Ника закрыла глаза, чтобы не заплакать.
— Значит, со мной ничего не случится? Ты не будешь заставлять меня рожать?
— Нет, конечно, обещаю. Мы заведем щенков, когда ты перестанешь бояться и будешь готова. Первый помет будет из одного — первые роды самые сложные. Потом — сколько сама решишь.
— Ясно.
Горе выбило вчера Нику из колеи, ей казалось, время после исчезновения сестры пролетело, как один миг, но альфа успел кого-то отправить на проверку, найти стаю…
— Ты знаешь, где наша деревня? — прошептала Ника.

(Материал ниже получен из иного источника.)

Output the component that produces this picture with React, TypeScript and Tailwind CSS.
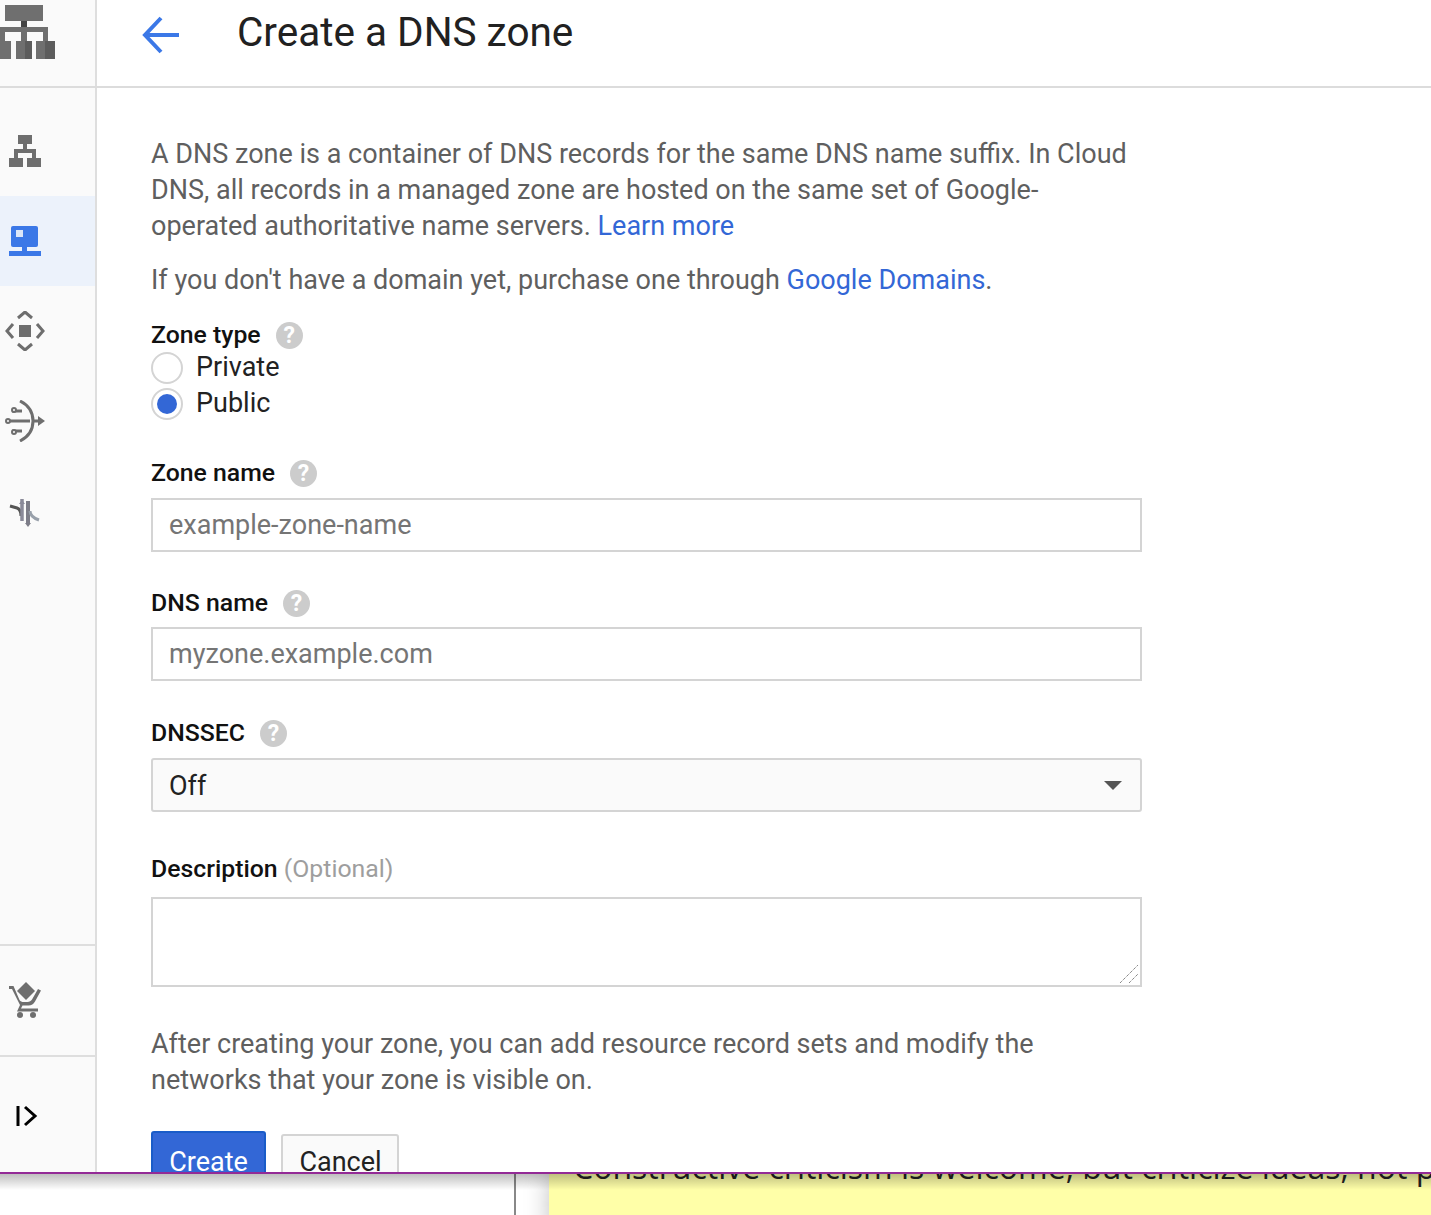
const label = "text-[24.8px] leading-[30px] font-medium text-[#111]";

function Help() {
  return (
    <span className="ml-[15px] flex size-[27px] items-center justify-center rounded-full bg-[#ccc] text-[23px] leading-none font-bold text-white">
      ?
    </span>
  );
}

function NavRow({ active, children }: { active?: boolean; children: React.ReactNode }) {
  return (
    <div className={`flex h-[90px] w-[95px] items-center pl-[9px] ${active ? "bg-[#ecf2fb]" : ""}`}>
      {children}
    </div>
  );
}

function Logo() {
  return (
    <svg width="56" height="60" viewBox="0 0 56 60" fill="#6f6f6f">
      <rect x="5" y="5" width="38" height="16" />
      <rect x="21" y="21" width="6" height="7" fill="#444" />
      <path d="M0 27h48v14h-5v-9H27v9h-6v-9H5v9H0z" />
      <rect x="0" y="41" width="11" height="18" />
      <rect x="16" y="41" width="16" height="18" />
      <rect x="36" y="41" width="19" height="18" />
      <rect x="25" y="41" width="7" height="18" fill="#5c5c5c" />
      <rect x="45" y="41" width="10" height="18" fill="#5c5c5c" />
    </svg>
  );
}

function Sidebar() {
  return (
    <aside className="flex w-[97px] shrink-0 flex-col border-r-2 border-[#dedede] bg-[#fafafa] pt-[18px]">
      <NavRow>
        <svg width="32" height="36" viewBox="0 0 32 36" fill="#6e6e6e" className="mt-[4px]">
          <rect x="9" y="0" width="14" height="9" />
          <rect x="14" y="9" width="4" height="5" />
          <path d="M5 14h22v9h-4v-5H9v5H5z" />
          <rect x="0" y="23" width="14" height="9" />
          <rect x="18" y="23" width="14" height="9" />
        </svg>
      </NavRow>
      <NavRow active>
        <svg width="32" height="32" viewBox="0 0 32 32" className="mt-[2px]">
          <rect x="2" y="0" width="27" height="21" rx="2" fill="#3b78e7" />
          <rect x="7" y="4" width="7" height="7" fill="#dbe6f8" />
          <rect x="13" y="21" width="5" height="5" fill="#3b78e7" />
          <rect x="0" y="25" width="32" height="5" fill="#3b78e7" />
        </svg>
      </NavRow>
      <NavRow>
        <svg width="40" height="40" viewBox="0 0 40 40" className="ml-[-4px]" fill="none" stroke="#6e6e6e" strokeWidth="3">
          <rect x="14" y="14" width="12" height="12" fill="#6e6e6e" stroke="none" />
          <path d="M13 7l7-6 7 6M13 33l7 6 7-6M8 13l-6 7 6 7M32 13l6 7-6 7" />
        </svg>
      </NavRow>
      <NavRow>
        <svg width="40" height="42" viewBox="0 0 40 42" className="ml-[-4px]" fill="none" stroke="#6e6e6e" strokeWidth="3">
          <path d="M15 1c10 5 13 12 13 20s-3 15-13 20" />
          <path d="M5 21h20M7 11h10M7 31h10M27 21h8" />
          <circle cx="3" cy="21" r="2" strokeWidth="2" fill="#fafafa" />
          <circle cx="9" cy="10" r="2" strokeWidth="2" fill="#fafafa" />
          <circle cx="9" cy="32" r="2" strokeWidth="2" fill="#fafafa" />
          <path d="M33 16l7 5-7 5z" fill="#6e6e6e" stroke="none" />
        </svg>
      </NavRow>
      <NavRow>
        <svg width="32" height="32" viewBox="0 0 32 32" fill="none">
          <path d="M1 11l7 2c3 1 4 4 4 8" stroke="#555" strokeWidth="3" />
          <path d="M13 26V4" stroke="#8a8a99" strokeWidth="3.500" />
          <path d="M13 5l-3 4h6z" fill="#8a8a99" />
          <rect x="17" y="6" width="4" height="22" fill="#7d7d88" />
          <path d="M21 16c0 4 3 7 9 9" stroke="#98a0aa" strokeWidth="3" />
          <path d="M19 32l-3-4h6z" fill="#7d7d88" />
        </svg>
      </NavRow>
      <div className="mt-[388px] flex h-[111px] items-center border-t-2 border-[#dedede] pl-[9px]">
        <svg width="32" height="36" viewBox="0 0 32 36" fill="#6e6e6e" className="mt-[-1px]">
          <path d="M17 0l9 9-9 9-9-9z" />
          <path d="M0 4h4.500l6 14c1 1.600 2.500 2 4 2h4c2 0 3.500-1 4.500-2.500L29 7l3 1.500-6 11c-1.500 2.500-3.500 4-6.500 4h-6l-1.500 3H29v3H8l3-6.500L3 7H0z" />
          <circle cx="11" cy="33" r="3" />
          <circle cx="24" cy="33" r="3" />
        </svg>
      </div>
      <div className="flex flex-1 items-start border-t-2 border-[#dedede] pt-[48px] pl-[16px]">
        <svg width="22" height="22" viewBox="0 0 22 22" fill="none" stroke="#000" strokeWidth="3">
          <path d="M2 1v20M9 2l10 9-10 9" />
        </svg>
      </div>
    </aside>
  );
}

function Field({ placeholder }: { placeholder: string }) {
  return (
    <div className="flex h-[54px] items-center border-2 border-[#d4d4d4] bg-white pb-[1px] pl-4 text-[27px] text-[#757575]">
      {placeholder}
    </div>
  );
}

function Form() {
  return (
    <main className="flex-1 pt-[48px] pl-[54px]">
      <div className="w-[991px] text-[27px] leading-[36px] text-[#5f5f5f]">
        <p>
          A DNS zone is a container of DNS records for the same DNS name suffix. In Cloud
          <br />
          DNS, all records in a managed zone are hosted on the same set of Google-
          <br />
          operated authoritative name servers. <span className="text-[#3367d6]">Learn more</span>
        </p>
        <p className="mt-[18px]">
          If you don't have a domain yet, purchase one through{" "}
          <span className="text-[#3367d6]">Google Domains</span>.
        </p>

        <div className="mt-[22px] flex h-[30px] items-center">
          <span className={label}>Zone type</span>
          <Help />
        </div>
        <div className="flex h-[36px] items-center text-[#222]">
          <span className="mr-[13px] size-[32px] rounded-full border-2 border-[#d4d4d4] bg-white" />
          <span className="mt-[-2px]">Private</span>
        </div>
        <div className="flex h-[36px] items-center text-[#222]">
          <span className="mr-[13px] flex size-[32px] items-center justify-center rounded-full border-2 border-[#d4d4d4] bg-white">
            <span className="size-[20px] rounded-full bg-[#3367d6]" />
          </span>
          <span className="mt-[-2px]">Public</span>
        </div>

        <div className="mt-[36px] mb-[10px] flex h-[30px] items-center">
          <span className={label}>Zone name</span>
          <Help />
        </div>
        <Field placeholder="example-zone-name" />

        <div className="mt-[36px] mb-[9px] flex h-[30px] items-center">
          <span className={label}>DNS name</span>
          <Help />
        </div>
        <Field placeholder="myzone.example.com" />

        <div className="mt-[37px] mb-[10px] flex h-[30px] items-center">
          <span className={label}>DNSSEC</span>
          <Help />
        </div>
        <div className="flex h-[54px] items-center justify-between rounded-[3px] border-2 border-[#d4d4d4] bg-[#fafafa] pr-[18px] pl-4 text-[#222]">
          <span className="mt-[1px]">Off</span>
          <span className="h-0 w-0 border-x-[9px] border-t-[9px] border-x-transparent border-t-[#555]" />
        </div>

        <div className="mt-[42px] mb-[13px] h-[30px] text-[24.8px] leading-[30px]">
          <span className="font-medium text-[#111]">Description</span>{" "}
          <span className="text-[#9e9e9e]">(Optional)</span>
        </div>
        <div className="relative h-[90px] border-2 border-[#d4d4d4] bg-white">
          <svg width="20" height="20" viewBox="0 0 20 20" stroke="#555" strokeDasharray="1 1" className="absolute right-[1px] bottom-[1px]">
            <path d="M1 19L19 1M10 19l9-9" />
          </svg>
        </div>

        <p className="mt-[39px]">
          After creating your zone, you can add resource record sets and modify the
          <br />
          networks that your zone is visible on.
        </p>

        <div className="mt-[33px] flex items-start gap-[15px]">
          <div className="flex h-[60px] w-[115px] justify-center rounded-[3px] border-2 border-[#1a5cc8] bg-[#3367d6] pt-[11px] text-white">
            Create
          </div>
          <div className="mt-[3px] flex h-[60px] w-[118px] justify-center rounded-[3px] border-2 border-[#d4d4d4] bg-[#fafafa] pt-[8px] pl-[1px] text-[#222]">
            Cancel
          </div>
        </div>
      </div>
    </main>
  );
}

export default function App() {
  return (
    <div className="flex h-[1215px] w-[1431px] flex-col overflow-hidden bg-white font-['Roboto',sans-serif]">
      <div className="relative z-10 h-[1174px] shrink-0 overflow-hidden border-b-2 border-[#932a96] bg-white">
        <header className="flex h-[88px] border-b-2 border-[#dcdcdc]">
          <div className="w-[97px] shrink-0 border-r-2 border-[#dedede] bg-[#fafafa]">
            <Logo />
          </div>
          <svg width="40" height="40" viewBox="0 0 40 40" fill="none" stroke="#3b78e7" strokeWidth="4" className="mt-[15px] ml-[44px]">
            <path d="M3 20h35M20 3L4 20l16 17" />
          </svg>
          <h1 className="mt-[8px] ml-[56px] text-[40.5px] leading-[48px] text-[#212121]">Create a DNS zone</h1>
        </header>
        <div className="flex h-[1084px]">
          <Sidebar />
          <Form />
        </div>
      </div>
      <div className="relative flex flex-1">
        <div className="w-[516px] border-r-2 border-[#888]" />
        <div className="w-[33px]" />
        <div className="h-[60px] flex-1 overflow-hidden bg-[#ffffa8] pl-[24px] shadow-[0_0_24px_rgba(0,0,0,0.25)]">
          <p className="mt-[-29px] font-['Open_Sans',sans-serif] text-[32px] leading-[44px] whitespace-nowrap text-[#222]">
            Constructive criticism is welcome, but criticize ideas, not people.
          </p>
        </div>
        <div className="pointer-events-none absolute inset-x-0 top-0 h-[16px] bg-gradient-to-b from-black/25 to-transparent" />
      </div>
    </div>
  );
}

— Да. Все знают. Просто никому не было интересно, что там происходит, стая и стая. Пару среди них никто не чувствовал, как и я, дружбу тоже не водили. Олимпу удавалось оставаться в тени.
— Ты его убьешь?
Матай усмехнулся, снова галантно взял ее руку и поцеловал.
— Я убью его, волчонок. И того общипанного петуха, который на тебя облизывался, тоже.
— Крауфранца? — Ника покраснела, вспомнив, как показала ему, что наслаждается сексом с альфой.
— Его. Что вас связывает?
— Он хотел взять меня замуж.
— А ты?
Глаза альфы опасно прищурились.
— Меня не спрашивали!
— Отвечай, ты хотела, чтобы он тебя трахнул? — раздался резкий рык. — Когда вы жили рядом и он смотрел своими маслянистыми глазками? Хотела его?
— Ты дурак! — разозлилась и крикнула Ника в ярости, выдирая свою руку.
Она отвернулась к окну и надула щеки, но злость не находила выхода. Надо же, что придумать — она хотела Крауфранца! Ника зло покосилась на альфу, но тот улыбался.